John Cooper Barbershop Ventriloquist Routine



Recently I was sent in a request for some information on the famous early black ventriloquist John Cooper. I had to do some reading but did in fact find this great report on John’s complete Barber Shop routine so here it is for all of you to read and enjoy.

Man I give these early ventriloquists a lot of credit for what they did to make themselves stand out. Just think about the set up for this routine.

All I can say is WOW !!!




Fun In A Barber Shop
By W. S. Berger

How would you like to get a 15-cent haircut and a 10-cent shave? Oh, yes, you would have to add a 5-cent tip. These were the prices in the tonsorial shops in 1909, when the veteran ventriloquist, John W. Cooper, originated his colored barbershop for white folks.

The opening of the shop was on the vaudeville stage, with Cooper as the barber and five characters in the organization. The photograph is 43 years old. In the barber chair is Mr. Haskins, a regular customer. Miss Auto, manicurist, is seated waiting for Mr. Haskins to leave the barber chair. Mr. Jenkins, another regular customer, is seated waiting to be called “Next!” Sam, bootblack, is in the towel box, his head sticking out. Jimmy, the newsboy, is vending his wares.

The figures were operated by fish lines attached to foot pedals and concealed by the bottom of the barber chair. Cooper had many headaches with this production before getting it to function perfectly. The mulatto manicurist was produced by the famous Le Mare & Son, Manchester, England, and cost $35.00. The other figures were produced by Thomas W. Yost, Philadelphia.

The script for the skit is very humorous. Each character had plenty of laugh lines. Mr. Cooper had contrasting voices assigned to each figure-plus his natural voice. Before being placed in the towel box to quiet him, Sam imitated the picking of he banjo, and the newsboy accompanied him in a ragtime song.

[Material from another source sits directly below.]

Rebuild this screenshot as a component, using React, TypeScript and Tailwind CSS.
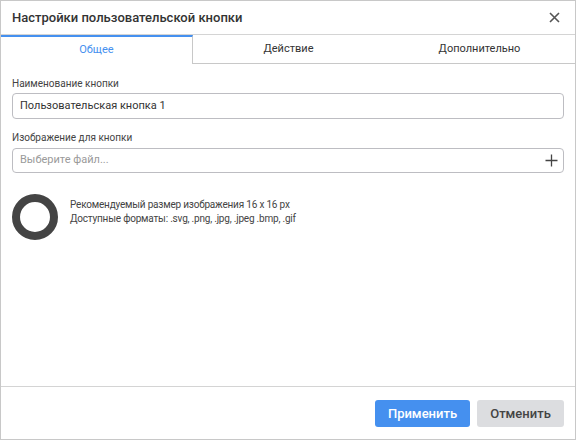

When Sam was placed in the box, it was all distant-voice business, and Cooper is still very good at that phase of Vent.

The barber shop closed is doors with the closing of vaudeville, but Cooper at the age of 79 is still performing with one figure. Mr. Cooper started with Vent as a hobby in 1895, after having been intrigued by the performances of Harry Bryant and Al O. Duncan. He gave his first professional show in 1897, when only 21, employing four figures and being presented as “Prince Madagascar.”

In 1901 he had a long engagement with Pringle’s Georgia Minstrels. In 1903 he was known as
“The Black Napoleon of Ventriloquism,” using two walking figures, one an old man who walked with a crutch, plus two small boys, one Negro and one white. All of these figures were made by W. H. J. Shaw. About this time Cooper was one of the first to introduce a talking parrot, which was made by Louis Grannatt, Brooklyn.

About 1919 Cooper started using one figure, after seeing Arthur Prince do his show. He covered all the vaudeville circuits from coast to coast and in Canada. He appeared on the bill with such famous vaudevillians of the day as Madam Patti, Flora Batsen and Henry Strange. In addition to his ventriloquial talent, he is an accomplished musician and fancy-paper tearer. He joined the IBV early, holding card No. 35, and was made a Life Member in 1952. He is still doing club dates and private parties with his colored boy, Sam, made by the famous Theodore Mack, predecessor to Frank Marshall. The figure is still in fine shape after a repaint job by the Great Lester. Cooper is living in a cozy home at 762 Halsey Street, Brooklyn, with his wife. He has a daughter and grandson.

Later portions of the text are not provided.